Do you want your child to be able to create and foster his or her imagination? You have to let them write.
Outside of the school day, kids are not often motivated to put pen to paper and create something. Creative writing is often not taught in schools and even when students have the opportunity, it is often an elective that most kids don’t have the time to take due to a rigorous workload. I did not take my first creative class until I was 14 years old—but I had been writing for myself since I was 12.
Kids don’t have to take classes to become creative writers. In fact, more often than not these classes will sometimes suck all of the soul and originality out of your child simply because the teacher in charge is not able to execute a successful class that celebrates growth.
What can you do?
First, bring them to Genie Academy so we can cultivate and nurture that creativity.
Then, tell them to create!
Is your child bouncing on the balls of her feet, pulling impatiently on your sweater, chattering along about something that happened in her day as you have one ear plugged into a conference call and your hands are busy washing dishes? This is not the time to panic or shoo her away. This is a moment to tell her, “Go write it down, we’ll discuss later.”

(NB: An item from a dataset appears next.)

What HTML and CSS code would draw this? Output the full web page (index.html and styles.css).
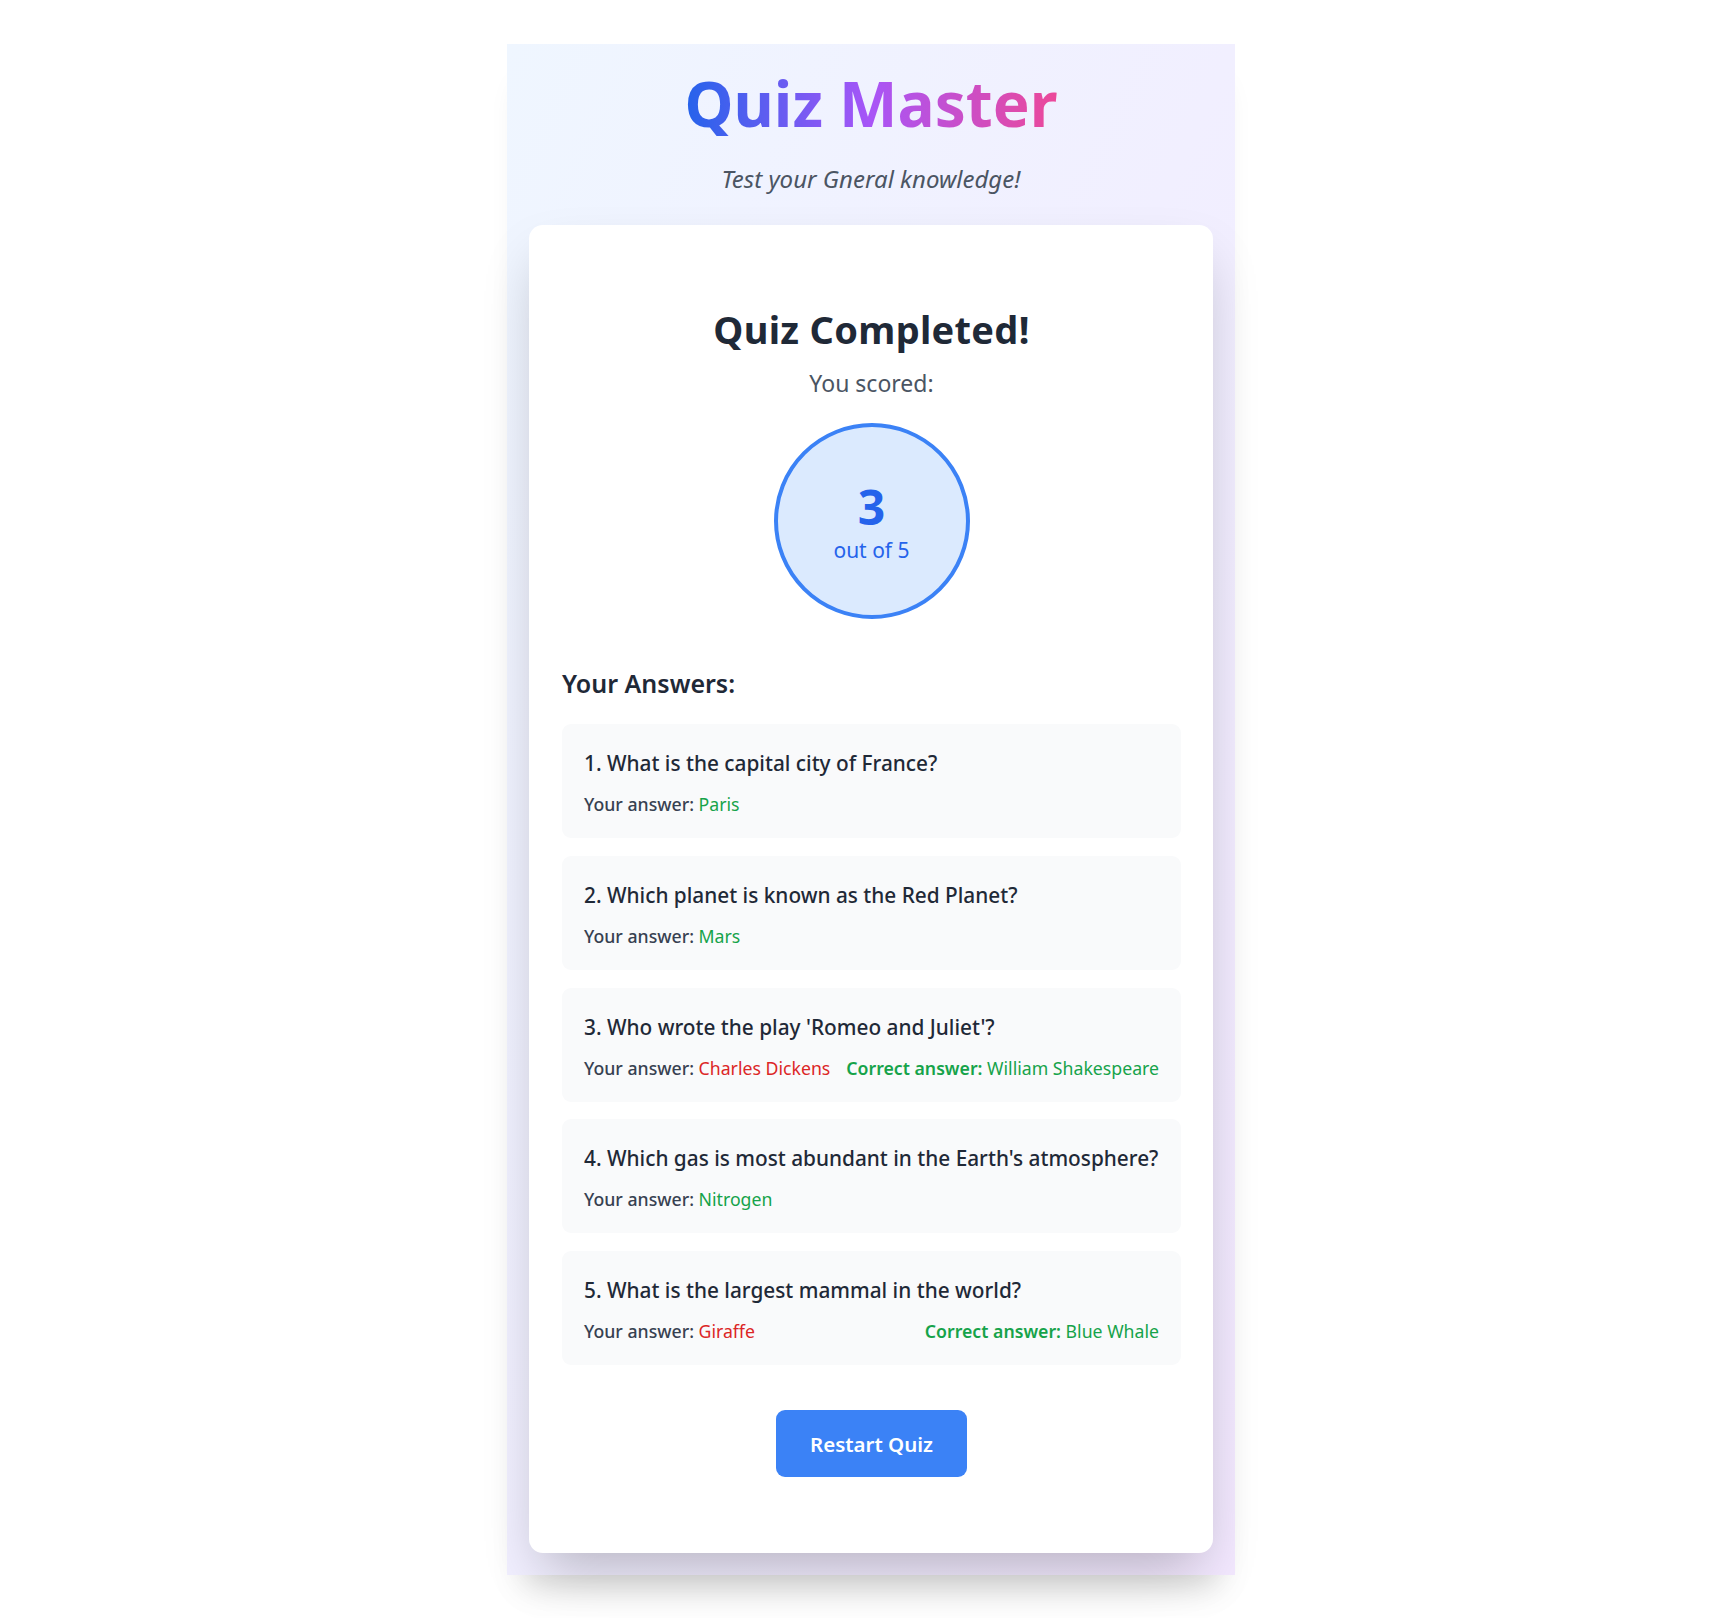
FILE: index.html
```html
<!DOCTYPE html>
<html lang="en">
<head>
<meta charset="UTF-8">
<title>Quiz Master</title>
<link rel="stylesheet" href="styles.css">
</head>
<body>
<div class="page">
  <main class="app">
    <header class="app-header">
      <h1 class="app-title">Quiz Master</h1>
      <p class="app-subtitle">Test your Gneral knowledge!</p>
    </header>

    <section class="card">
      <div class="results">
        <h2 class="results-title">Quiz Completed!</h2>
        <p class="results-label">You scored:</p>
        <div class="score-circle">
          <span class="score-value">3</span>
          <span class="score-total">out of 5</span>
        </div>

        <div class="answers">
          <h3 class="answers-title">Your Answers:</h3>
          <ul class="answer-list">
            <li class="answer-item">
              <p class="question">1. What is the capital city of France?</p>
              <div class="answer-row">
                <span class="answer-label">Your answer: <span class="ok">Paris</span></span>
              </div>
            </li>
            <li class="answer-item">
              <p class="question">2. Which planet is known as the Red Planet?</p>
              <div class="answer-row">
                <span class="answer-label">Your answer: <span class="ok">Mars</span></span>
              </div>
            </li>
            <li class="answer-item">
              <p class="question">3. Who wrote the play 'Romeo and Juliet'?</p>
              <div class="answer-row">
                <span class="answer-label">Your answer: <span class="bad">Charles Dickens</span></span>
                <span class="correct-label">Correct answer: <span class="ok">William Shakespeare</span></span>
              </div>
            </li>
            <li class="answer-item">
              <p class="question">4. Which gas is most abundant in the Earth's atmosphere?</p>
              <div class="answer-row">
                <span class="answer-label">Your answer: <span class="ok">Nitrogen</span></span>
              </div>
            </li>
            <li class="answer-item">
              <p class="question">5. What is the largest mammal in the world?</p>
              <div class="answer-row">
                <span class="answer-label">Your answer: <span class="bad">Giraffe</span></span>
                <span class="correct-label">Correct answer: <span class="ok">Blue Whale</span></span>
              </div>
            </li>
          </ul>
        </div>

        <button class="restart-btn" type="button">Restart Quiz</button>
      </div>
    </section>
  </main>
</div>
</body>
</html>
```

FILE: styles.css
```css
* {
  box-sizing: border-box;
}

html, body {
  margin: 0;
  padding: 0;
  background: #ffffff;
}

body {
  font-family: "Noto Sans", "Open Sans", sans-serif;
  color: #1f2937;
}

.page {
  display: flex;
  justify-content: center;
  padding-top: 44px;
  padding-bottom: 44px;
  padding-left: 20px;
}

.app {
  width: 728px;
  padding: 26px 22px 22px;
  background: linear-gradient(to bottom right, #eff6ff, #f3e8ff);
  box-shadow: 0 28px 30px -16px rgba(0, 0, 0, 0.13);
}

.app-header {
  text-align: center;
}

.app-title {
  display: inline-block;
  margin: 0;
  font-size: 62px;
  line-height: 66px;
  font-weight: 700;
  background: linear-gradient(to right, #2563eb, #a855f7, #ec4899);
  -webkit-background-clip: text;
  background-clip: text;
  color: transparent;
}

.app-subtitle {
  margin: 28px 0 0;
  font-size: 24px;
  line-height: 30px;
  font-style: italic;
  color: #4b5563;
}

.card {
  margin-top: 31px;
  background: #ffffff;
  border-radius: 14px;
  padding: 33px 32px 33px 33px;
  box-shadow: 0 27px 55px -13px rgba(0, 0, 0, 0.25);
}

.results {
  display: flex;
  flex-direction: column;
  align-items: center;
  padding-top: 50px;
  padding-bottom: 43px;
}

.results-title {
  margin: 0;
  font-size: 38px;
  line-height: 42px;
  font-weight: 700;
  letter-spacing: 0.3px;
  color: #1f2937;
}

.results-label {
  margin: 18px 0 0;
  font-size: 23px;
  line-height: 30px;
  color: #4b5563;
}

.score-circle {
  margin-top: 25px;
  width: 196px;
  height: 196px;
  border-radius: 50%;
  border: 4px solid #3b82f6;
  background: #dbeafe;
  display: flex;
  flex-direction: column;
  align-items: center;
  justify-content: center;
  gap: 5px;
  padding-top: 2px;
  color: #2563eb;
}

.score-value {
  font-size: 48px;
  line-height: 50px;
  font-weight: 700;
}

.score-total {
  font-size: 21px;
  line-height: 26px;
}

.answers {
  align-self: stretch;
  margin-top: 48px;
}

.answers-title {
  margin: 0;
  font-size: 25px;
  line-height: 32px;
  font-weight: 600;
  color: #1f2937;
}

.answer-list {
  list-style: none;
  margin: 25px 0 0;
  padding: 0;
  display: flex;
  flex-direction: column;
  gap: 17.8px;
}

.answer-item {
  background: #f9fafb;
  border-radius: 9px;
  padding: 25px 22px 21px;
  height: 114px;
}

.question {
  margin: 0;
  font-size: 20.8px;
  line-height: 28px;
  font-weight: 500;
  color: #1f2937;
}

.answer-row {
  margin-top: 15px;
  display: flex;
  justify-content: space-between;
  gap: 10px;
  font-size: 17.7px;
  line-height: 24px;
  white-space: nowrap;
}

.answer-label {
  font-weight: 500;
  color: #374151;
}

.correct-label {
  font-weight: 600;
  color: #16a34a;
}

.ok {
  font-weight: 400;
  color: #16a34a;
}

.bad {
  font-weight: 400;
  color: #dc2626;
}

.restart-btn {
  margin-top: 45px;
  padding: 19.5px 33.5px;
  border: none;
  border-radius: 9px;
  background: #3b82f6;
  color: #ffffff;
  font-family: inherit;
  font-size: 20.5px;
  line-height: 28px;
  font-weight: 600;
  cursor: pointer;
}
```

By making your child write down what they need to tell you are ensuring that they place importance on what they have to say as well as create a narrative that you both can go back to and talk about once the chaos of the day has dwindled down. If your child does this every day by the end of the year they will have written 365 pieces of writing, on par with completing a book a year!
Get them into practice. Make it important and make it essential. On a rainy day when the family has exhausted its supply of movies, create a game. Find a random object in the house and don’t offer an explanation for what it is. Have everyone write down a story about how the item came to be in your house—what its purpose is, how it functions, where it came from? The most creative story wins a prize—or gets to choose the next object.
Tell your child to experiment with poetry, read poetry, breathe poetry! The more poetry your child is exposed to, the more he or she will start experimenting with different words, phrases, and ways to break up units of thought. This is what makes the creative writer sing across the page—not the traditional format, expectation, and structured rubrics they are exposed to at school but truly a place where the blank page means even lines do not exist.
This, I imagine, will not come easy—but create a comfortable writing space for them. Fill it with color and inspiration, with words and books and phrases that will eek into them. Give them the time to take a break from the mundane and the routine. I use writing to create, build, think, meditate, share, reflect, reject, speak, and communicate. If they say they’re bored, tell them to write. If they say they’re restless, tell them to write. If they say it’s not fun, bring them to Genie Academy and we will show them how their creations come to life—why their creativity is essential for building their souls and growing their heads. The only thing that is absolutely detrimental to your child, is boxing their imaginations before they even have a chance to discover it. They need to write.